Saturday, January 29, 2011

Homily for the 4th Sunday in Ordinary Time

Blessed are those who mourn (Matthew 5 )

At the beginning of last week I went to a most wonderful celebration. One of the most inspiring and uplifting masses I had ever attended. It was a moment of great joy and celebration. The Church was full - over 200 people perhaps more than 300 gathered on a cold and wet Monday morning. There were two bishops and about 60 priests. The singing lifted the roof. The homily raised our hearts (one of the best homilies I have ever heard). And I do not think I exaggerate at all when I say no one left that Church who was not encouraged and heartened by that celebration.

So what was it - an ordination? a wedding? the consecration of a new Church? the celebration of an anniversary of some kind?

No. It was a funeral. And a funeral with a particularly tragic dimension. Of a young priest - in his early 40s - a priest whose best friend at seminary had died of cancer - a priest who contracted a degenerative brain condition just a couple of years after his ordination and who had gradually over four years declined and withdrawn much to the distress of his parents and his friends.

But despite this cruel tragedy, and this wasted potential, this funeral mass was uplifting and filled with hope. Oh yes, of course there were tears. And moments of great poignancy. No one supposed that this was not a tragic and sad loss.
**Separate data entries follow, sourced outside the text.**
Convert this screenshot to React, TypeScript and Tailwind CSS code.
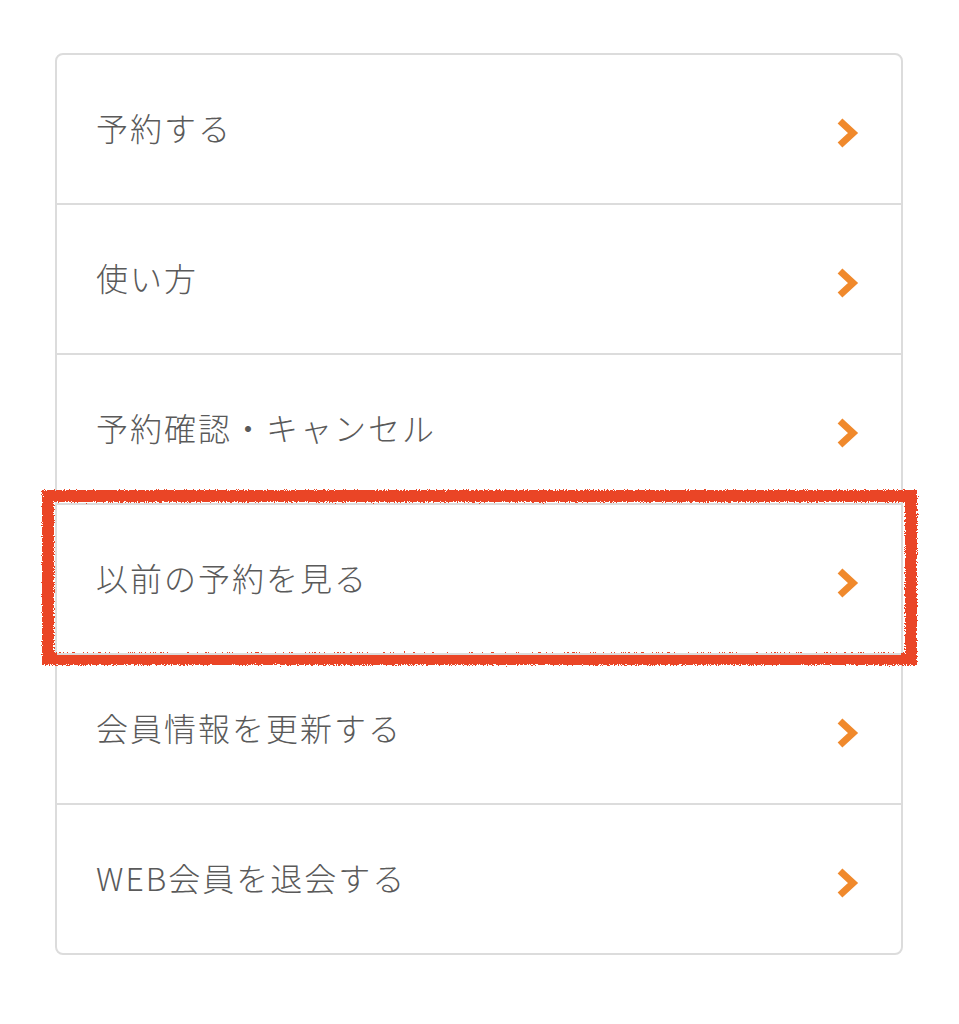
import React from "react";

const items = [
  "予約する",
  "使い方",
  "予約確認・キャンセル",
  "以前の予約を見る",
  "会員情報を更新する",
  "WEB会員を退会する",
];

const Chevron = () => (
  <svg width="24" height="32" viewBox="0 0 24 32" className="shrink-0">
    <polyline
      points="4,4 17,16 4,28"
      fill="none"
      stroke="#f0892c"
      strokeWidth="7"
      strokeLinejoin="miter"
    />
  </svg>
);

const App: React.FC = () => {
  return (
    <div className="min-h-[1024px] w-[959px] bg-white pt-[53px] pl-[55px] font-['Noto_Sans_CJK_JP','Noto_Sans',sans-serif]">
      {/* rough pencil filter for the highlight box */}
      <svg width="0" height="0" className="absolute">
        <defs>
          <filter id="rough">
            <feTurbulence type="fractalNoise" baseFrequency="0.9" numOctaves="2" result="noise" />
            <feDisplacementMap in="SourceGraphic" in2="noise" scale="5" />
          </filter>
        </defs>
      </svg>

      <div className="w-[848px] rounded-lg border-2 border-[#dcdcdc] bg-white">
        {items.map((label, i) => (
          <div
            key={label}
            className={`relative flex items-center justify-between pl-[39px] pr-[41px] ${
              i > 0 ? "h-[150px] border-t-2 border-[#dcdcdc]" : "h-[148px]"
            }`}
          >
            <span className="-mt-[4px] text-[32px] font-light leading-none tracking-[2px] text-[#5a5a5a]">{label}</span>
            <div className="mt-2">
              <Chevron />
            </div>
            {i === 3 && (
              <div className="pointer-events-none absolute -left-[15px] -right-[16px] -top-[15px] -bottom-[12px] border-[12px] border-[#ea4427] [filter:url(#rough)]" />
            )}
          </div>
        ))}
      </div>
    </div>
  );
};

export default App;
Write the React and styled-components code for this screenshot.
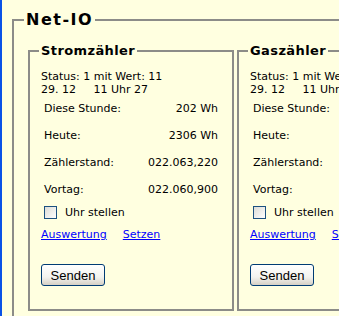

But we all knew that this was not all. That this pain that was felt - real pain, real sorrow, real loss - was taken up in hope, in a certainty that the life that Fr John Bentley had lived, in the offering of his own life he had made, was indeed a preparation for this day - as surely all our lives are a preparation for our day of departure.

It is not that all those at the funeral were suffering from some mass delusion that John had not in fact died. Oh yes, we knew that only too well. And we knew what death is - and more importantly, we understand what Life is - because that, after all, is the very point.

If we do not understand what it means to live, we will never comprehend what it means to die.